Signed into law on November 2, 2015, the Bipartisan Budget Act of 2015 requires federal agencies to increase civil monetary penalties imposed by the FCA to account for inflation. The increase – referred to as a “catch up adjustment” – will be implemented through interim final rulemaking procedures under the Administrative Procedures Act and must be in place by August 1, 2016. The amount of the adjustment is based on the difference between the CPI in October of the calendar year in which the penalty was last adjusted and the CPI in October 2015. FCA penalties were increased to their present level in 1999. In addition, the Budget Act requires agencies to continue to make annual adjustments to penalties moving forward, also based on changes in the CPI. Those annual adjustments are automatic and will be implemented without rulemaking procedures or any agency assessment of the need for such an increase.
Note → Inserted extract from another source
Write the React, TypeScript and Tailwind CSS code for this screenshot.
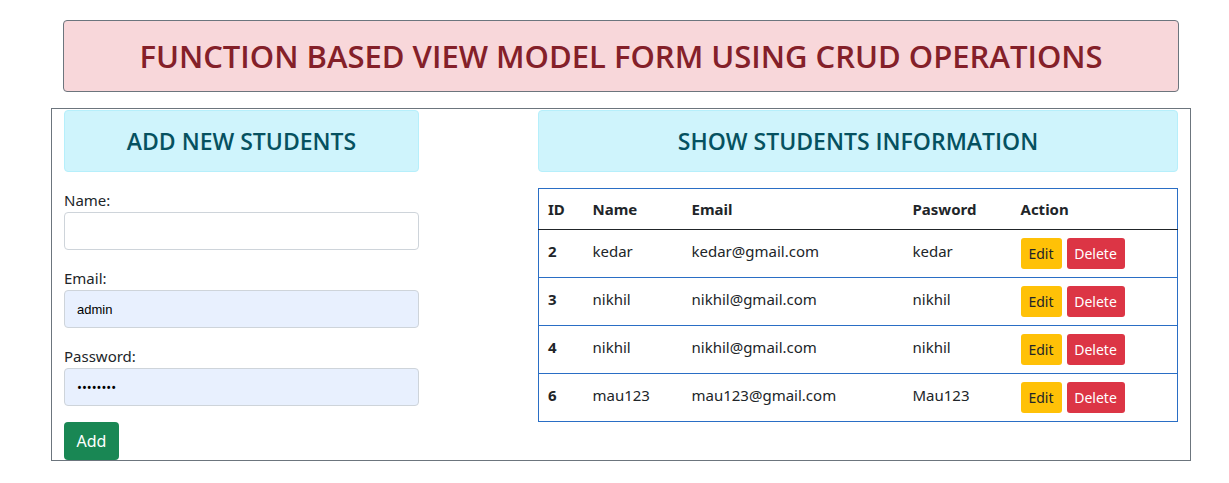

Increasing civil monetary penalties undoubtedly will have a substantial impact on FCA defendants. Even at their current levels, FCA penalties are widely considered draconian and often grossly disproportionate either to the actual damages suffered by the government or to a defendant’s degree of culpability. Particularly in healthcare cases involving the submission of an enormous number of claims for payment to the government, FCA defendants often fear disastrous results under the FCA penalties provision, which provides significant leverage to the government and qui tam relators in negotiating settlements.
Although it is possible that FCA penalties are already so high that a further increase will not significantly shift the leverage of the parties’ negotiating positions in an FCA case, the Budget Act’s increase and continued, required future adjustments make clear that the FCA’s civil penalties will not be reined in anytime soon. Moreover, as those penalties continue to increase, an FCA defendant’s rights under the Eighth Amendment’s Excessive Fines Clause may become an increasingly hot-button issue, especially in cases involving a large number of claims for relatively small monetary amounts.